Exercise goal
Search the data for the string "components" and gather each line it is in.

Task material
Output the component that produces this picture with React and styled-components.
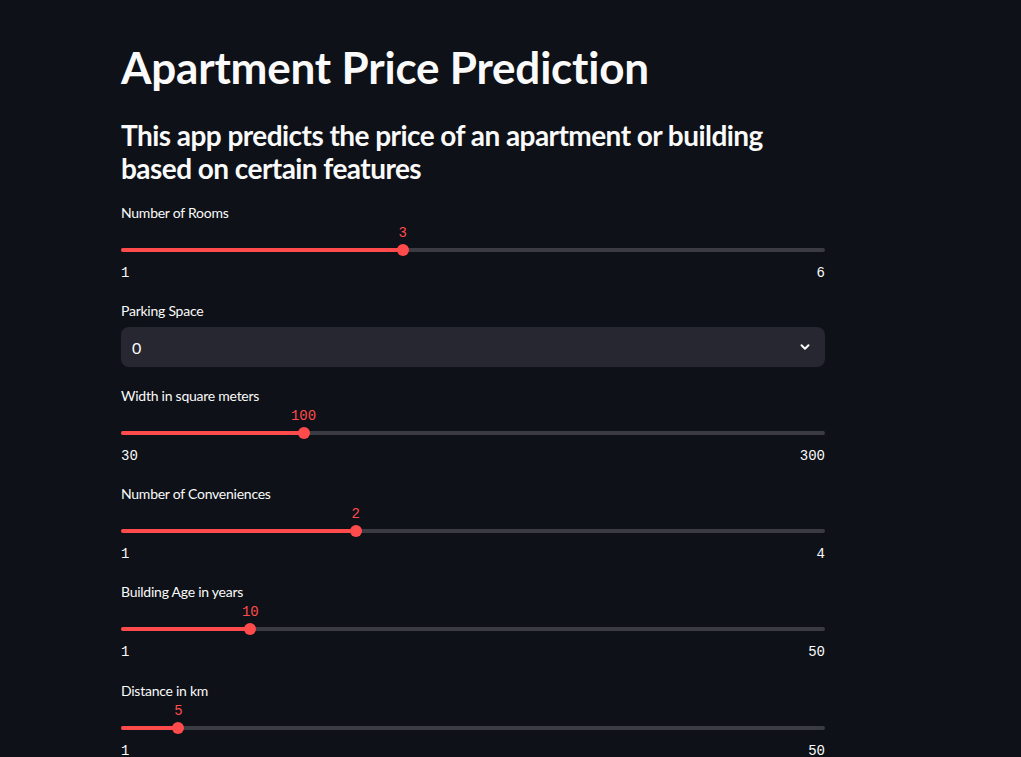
import React from 'react';
import styled, { createGlobalStyle } from 'styled-components';

const GlobalStyle = createGlobalStyle`
  html, body {
    margin: 0;
    padding: 0;
    background: #0e1117;
  }
  body {
    font-family: Lato, "Open Sans", sans-serif;
    color: #fafafa;
    overflow: hidden;
  }
`;

const Page = styled.div`
  width: 1021px;
  height: 757px;
  background: #0e1117;
  overflow: hidden;
`;

const Main = styled.main`
  width: 704px;
  margin-left: 121px;
  padding-top: 41px;
  display: flex;
  flex-direction: column;
`;

const Title = styled.h1`
  margin: 0;
  font-size: 44px;
  font-weight: 700;
  line-height: 53px;
  letter-spacing: -0.2px;
`;

const Subtitle = styled.h2`
  margin: 25px 0 18px;
  font-size: 28px;
  font-weight: 700;
  line-height: 33px;
  width: 660px;
  letter-spacing: -0.55px;
`;

const Widget = styled.div`
  display: flex;
  flex-direction: column;
  margin-bottom: ${(p) => p.$gap || 19.3}px;
`;

const Label = styled.label`
  font-size: 14px;
  line-height: 20px;
  height: 20px;
  letter-spacing: -0.25px;
`;

const Track = styled.div`
  position: relative;
  margin-top: 25px;
  height: 4px;
  border-radius: 2px;
  background: #3a3b43;
`;

const Fill = styled.div`
  height: 100%;
  border-radius: 2px;
  background: #ff4b4b;
`;

const Thumb = styled.div`
  position: absolute;
  top: -4px;
  width: 12px;
  height: 12px;
  margin-left: -6px;
  border-radius: 50%;
  background: #ff4b4b;
`;

const ThumbValue = styled.div`
  position: absolute;
  top: -24px;
  transform: translateX(-50%);
  font-family: "Liberation Mono", "DejaVu Sans Mono", monospace;
  font-size: 14px;
  line-height: 18px;
  color: #ff4b4b;
  white-space: nowrap;
`;

const Ticks = styled.div`
  display: flex;
  justify-content: space-between;
  margin-top: 12px;
  font-family: "Liberation Mono", "DejaVu Sans Mono", monospace;
  font-size: 14px;
  line-height: 18px;
`;

const SelectBox = styled.div`
  margin-top: 6px;
  height: 40px;
  border-radius: 8px;
  background: #262730;
  display: flex;
  align-items: center;
  justify-content: space-between;
  padding: 0 14px 0 11px;
  font-size: 16px;
`;

const Chevron = () => (
  <svg width="12" height="12" viewBox="0 0 12 12" fill="none">
    <path d="M2.5 4.2 L6 7.7 L9.5 4.2" stroke="#fafafa" strokeWidth="2" strokeLinecap="round" strokeLinejoin="round" />
  </svg>
);

const Slider = ({ label, min, max, value }) => {
  const pct = ((value - min) / (max - min)) * 100;
  return (
    <Widget>
      <Label>{label}</Label>
      <Track>
        <Fill style={{ width: `${pct}%` }} />
        <Thumb style={{ left: `${pct}%` }} />
        <ThumbValue style={{ left: `${pct}%` }}>{value}</ThumbValue>
      </Track>
      <Ticks>
        <span>{min}</span>
        <span>{max}</span>
      </Ticks>
    </Widget>
  );
};

const Select = ({ label, value }) => (
  <Widget $gap={18.4}>
    <Label>{label}</Label>
    <SelectBox>
      <span>{value}</span>
      <Chevron />
    </SelectBox>
  </Widget>
);

export default function App() {
  return (
    <Page>
      <GlobalStyle />
      <Main>
        <Title>Apartment Price Prediction</Title>
        <Subtitle>This app predicts the price of an apartment or building based on certain features</Subtitle>
        <Slider label="Number of Rooms" min={1} max={6} value={3} />
        <Select label="Parking Space" value="0" />
        <Slider label="Width in square meters" min={30} max={300} value={100} />
        <Slider label="Number of Conveniences" min={1} max={4} value={2} />
        <Slider label="Building Age in years" min={1} max={50} value={10} />
        <Slider label="Distance in km" min={1} max={50} value={5} />
      </Main>
    </Page>
  );
}
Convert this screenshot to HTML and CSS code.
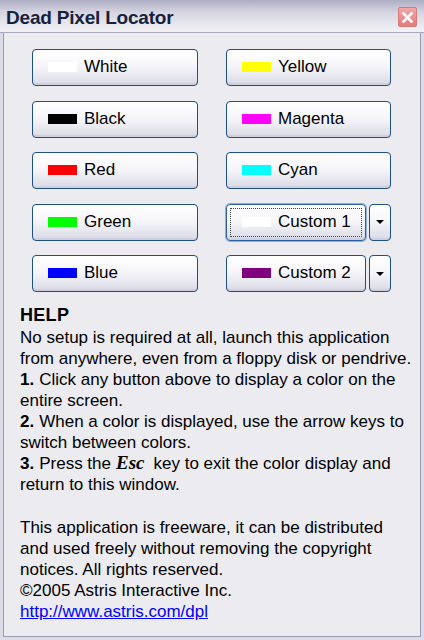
FILE: index.html
```html
<!DOCTYPE html>
<html>
<head>
<meta charset="utf-8">
<link rel="stylesheet" href="styles.css">
</head>
<body>
<div class="window">
  <div class="titlebar">
    <span class="title">Dead Pixel Locator</span>
    <span class="close"><svg width="11" height="11" viewBox="0 0 11 11"><path d="M1.5 1.5 L9.5 9.5 M9.5 1.5 L1.5 9.5" stroke="#fff" stroke-width="2.6" stroke-linecap="square"/></svg></span>
  </div>
  <div class="client">
    <div class="grid">
      <button class="btn"><span class="sw sw-white"></span>White</button>
      <button class="btn"><span class="sw sw-yellow"></span>Yellow</button>
      <button class="btn"><span class="sw sw-black"></span>Black</button>
      <button class="btn"><span class="sw sw-magenta"></span>Magenta</button>
      <button class="btn"><span class="sw sw-red"></span>Red</button>
      <button class="btn"><span class="sw sw-cyan"></span>Cyan</button>
      <button class="btn"><span class="sw sw-green"></span>Green</button>
      <div class="combo">
        <button class="btn focused"><span class="sw sw-white"></span>Custom 1</button>
        <button class="btn drop"><span class="tri"></span></button>
      </div>
      <button class="btn"><span class="sw sw-blue"></span>Blue</button>
      <div class="combo">
        <button class="btn"><span class="sw sw-purple"></span>Custom 2</button>
        <button class="btn drop"><span class="tri"></span></button>
      </div>
    </div>
    <div class="help">
      <div class="help-title">HELP</div>
      <p>No setup is required at all, launch this application from anywhere, even from a floppy disk or pendrive.</p>
      <p class="line"><b class="num">1.</b><span>Click any button above to display a color on the</span></p>
      <p class="line">entire screen.</p>
      <p class="line"><b class="num">2.</b><span>When a color is displayed, use the arrow keys to</span></p>
      <p class="line">switch between colors.</p>
      <p class="line"><b class="num">3.</b><span>Press the</span><span class="esc">Esc</span><span>key to exit the color display and</span></p>
      <p class="line">return to this window.</p>
      <div class="about">
        <p>This application is freeware, it can be distributed and used freely without removing the copyright notices. All rights reserved.</p>
        <p>©2005 Astris Interactive Inc.</p>
        <p><a href="#" class="link">http://www.astris.com/dpl</a></p>
      </div>
    </div>
  </div>
</div>
</body>
</html>
```

FILE: styles.css
```css
html, body {
  margin: 0;
  padding: 0;
  background: #ebebf0;
}
.window {
  width: 424px;
  height: 640px;
  box-sizing: border-box;
  background: #ebebf0;
  border-left: 3px solid #dcdce6;
  border-right: 3px solid #dcdce6;
  border-bottom: 3px solid #dcdce6;
  display: flex;
  flex-direction: column;
  font-family: "Liberation Sans", Arial, sans-serif;
  color: #000;
}
.titlebar {
  height: 33px;
  flex: none;
  box-sizing: border-box;
  display: flex;
  align-items: center;
  justify-content: space-between;
  padding: 0 7px 0 3px;
  margin: 0 -3px;
  background: linear-gradient(#adadc4 0%, #d7d7e3 40%, #f2f2f6 100%);
  border-bottom: 1px solid #a9a9bd;
}
.title {
  font-weight: bold;
  font-size: 19px;
  color: #16213d;
  letter-spacing: -0.2px;
  padding-left: 3px;
  margin-top: 3px;
}
.close {
  width: 19px;
  height: 20px;
  margin-top: 2px;
  box-sizing: border-box;
  border: 1px solid #d67a7a;
  border-radius: 2px;
  background: linear-gradient(#f2a6a6, #e47c7c);
  display: flex;
  align-items: center;
  justify-content: center;
}
.client {
  flex: 1;
  border-left: 1px solid #9c9cb4;
  border-right: 1px solid #9c9cb4;
  border-bottom: 1px solid #9c9cb4;
  padding: 16px 0 0 0;
}
.grid {
  display: grid;
  grid-template-columns: 166px 165px;
  column-gap: 28px;
  row-gap: 14.5px;
  padding-left: 28px;
}
.btn {
  height: 37px;
  box-sizing: border-box;
  border: 1px solid #1e4f85;
  border-radius: 4px;
  background: linear-gradient(#ffffff 0%, #f6f6fa 45%, #dadae6 100%);
  box-shadow: inset 0 -2px 0 #cfcfdd;
  font-family: "Liberation Sans", Arial, sans-serif;
  font-size: 17px;
  color: #000;
  display: flex;
  align-items: center;
  padding: 0 0 1px 15px;
  margin: 0;
  text-align: left;
  position: relative;
}
.sw {
  width: 29px;
  height: 10px;
  margin-right: 7px;
  flex: none;
}
.sw-white { background: #ffffff; }
.sw-yellow { background: #ffff00; }
.sw-black { background: #000000; }
.sw-magenta { background: #ff00ff; }
.sw-red { background: #ff0000; }
.sw-cyan { background: #00ffff; }
.sw-green { background: #00ff00; }
.sw-blue { background: #0000ff; }
.sw-purple { background: #800080; }
.combo {
  display: flex;
  gap: 3px;
}
.combo .btn:first-child {
  width: 140px;
}
.btn.drop {
  width: 22px;
  padding: 0;
  justify-content: center;
}
.tri {
  width: 0;
  height: 0;
  border-left: 4px solid transparent;
  border-right: 4px solid transparent;
  border-top: 4px solid #000;
}
.focused {
  border-color: #2a5fa0;
  box-shadow: inset 0 -2px 0 #cfcfdd, 0 0 0 1px #8fb0dc;
}
.focused::after {
  content: "";
  position: absolute;
  inset: 3px;
  border: 1px dotted #444;
}
.help {
  padding: 12px 2px 0 16px;
  font-size: 17px;
  line-height: 21px;
}
.help-title {
  font-weight: bold;
  font-size: 18px;
  line-height: 23px;
  letter-spacing: 0.3px;
}
.help p {
  margin: 0;
}
.help p.line {
  white-space: nowrap;
}
.num {
  margin-right: 5px;
}
.about {
  margin-top: 22px;
  max-width: 382px;
}
.esc {
  font-family: "Liberation Serif", "Times New Roman", serif;
  font-weight: bold;
  font-style: italic;
  font-size: 19px;
  line-height: 17px;
  margin: 0 9px 0 5px;
}
.link {
  color: #0000ff;
  text-decoration: underline;
}
```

The response
Output the component that produces this picture with React and styled-components.
import styled, { createGlobalStyle } from 'styled-components';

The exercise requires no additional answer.